Keywords in external parameters

It is not necessary to escape external parameters, as they are already denoted by the @ symbol.

SELECT * FROM connection.operation
WHERE foo=@values

Keywords in literal strings

It is not necessary to escape keywords when they are used in a string literal.

SELECT * FROM connection.operation
WHERE foo='values'

Comments#

Transposit supports block comments using /* */ or single line comments using the -- prefix.

Examples

Line comment

SELECT *  -- the rest of the line is a comment
FROM connection.operation
WHERE foo=bar

Block comment

SELECT * /* 
 everything in here is a comment 
*/ FROM connection.operation
WHERE foo=bar

Pagination and streaming#

Transposit automatically paginates many APIs. This feature is deeply integrated with our SQL engine, allowing a query to dynamically pull more results from data connectors until it has reached the desired limit.

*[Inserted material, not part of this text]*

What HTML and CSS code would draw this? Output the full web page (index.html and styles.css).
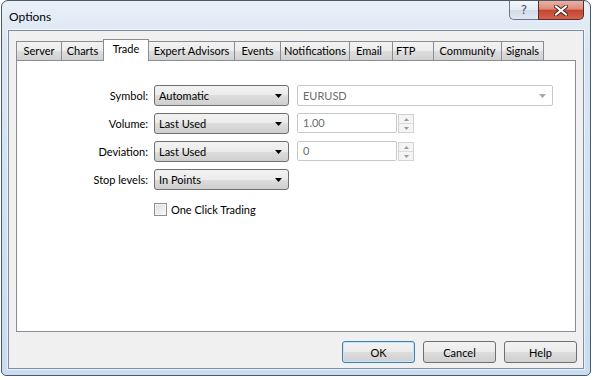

For example, if we have the following query:

SELECT * FROM connection.operation LIMIT 10

Assume operation is paginated and has a parameter called pageSize to control the number of results from the API. In this case, Transposit is smart enough to set the pageSize to 10 based on the desired limit.

This is easy for a simple query, but imagine a more complex query that filters the results of the API:

SELECT * FROM connection.operation
WHERE foo='bar'
LIMIT 10

The where clause may filter out some of the results of the API call, leaving us with fewer than ten results. When this happens, the query will iterate and fetch the next page of results from the API. This continues until the query has accumulated ten total results, or the API indicates it is done paginating.

The value that gets passed to the paginated operation is determined by the limit and may propagate to subqueries. For instance,

SELECT * FROM
  (SELECT * FROM connection.operation)
LIMIT 10

Even though there is no explicit limit in the inner query, the limit of 10 from the outer query is passed down to the subquery and ultimately to the paginated operation.

If the subquery does have an explicit limit, the minimum of the two limits is used. For instance,

SELECT * FROM
  (SELECT * FROM connection.operation LIMIT 8)
LIMIT 10

In this case, the limit passed to connection.operation's pageSize parameter is 8.

INSERT, UPDATE and DELETE Statements#

In Transposit when you use SQL to execute operations we use SELECT for all queries. This can be a little confusing when the underlying operation modifies or deletes data. Rather than trying to guess the most natural command, we picked SELECT — but provide a helpful conversion from other commands if you happen to try one. SQL is a powerful language for working with APIs, but the concepts don’t always mesh cleanly. SELECT provides a simple mapping on APIs and allows for powerful use of JOIN syntax, not typically available for other SQL commands.

Additional notes:

• What about mapping HTTP methods to SQL commands? When you think about SQL and APIs it’s tempting to draw a relationship between SQL commands and API HTTP methods: GET is a natural match for SELECT; DELETE for DELETE. POST is probably closest to INSERT and PATCH and PUT map to UPDATE. This demonstrates the first obvious problem: HTTP methods are not always used consistently and what makes sense to the API vendor might surprise the API consumer (and us too!). We might reasonably expect to see a PUT as an INSERT or a POST as an UPDATE. Some APIs use POST to fetch data, a situation where you might expect to use SELECT. There’s no translation that’s obviously right for all APIs and in all circumstances.
• In the same way that you execute API requests from SQL operations, you can also execute other Transposit operations, and these other operations can execute different APIs based on custom logic — for example, an operation can create or update an item based on an input parameter or based on another API call — and therefore Transposit operations are not mapped to individual HTTP methods.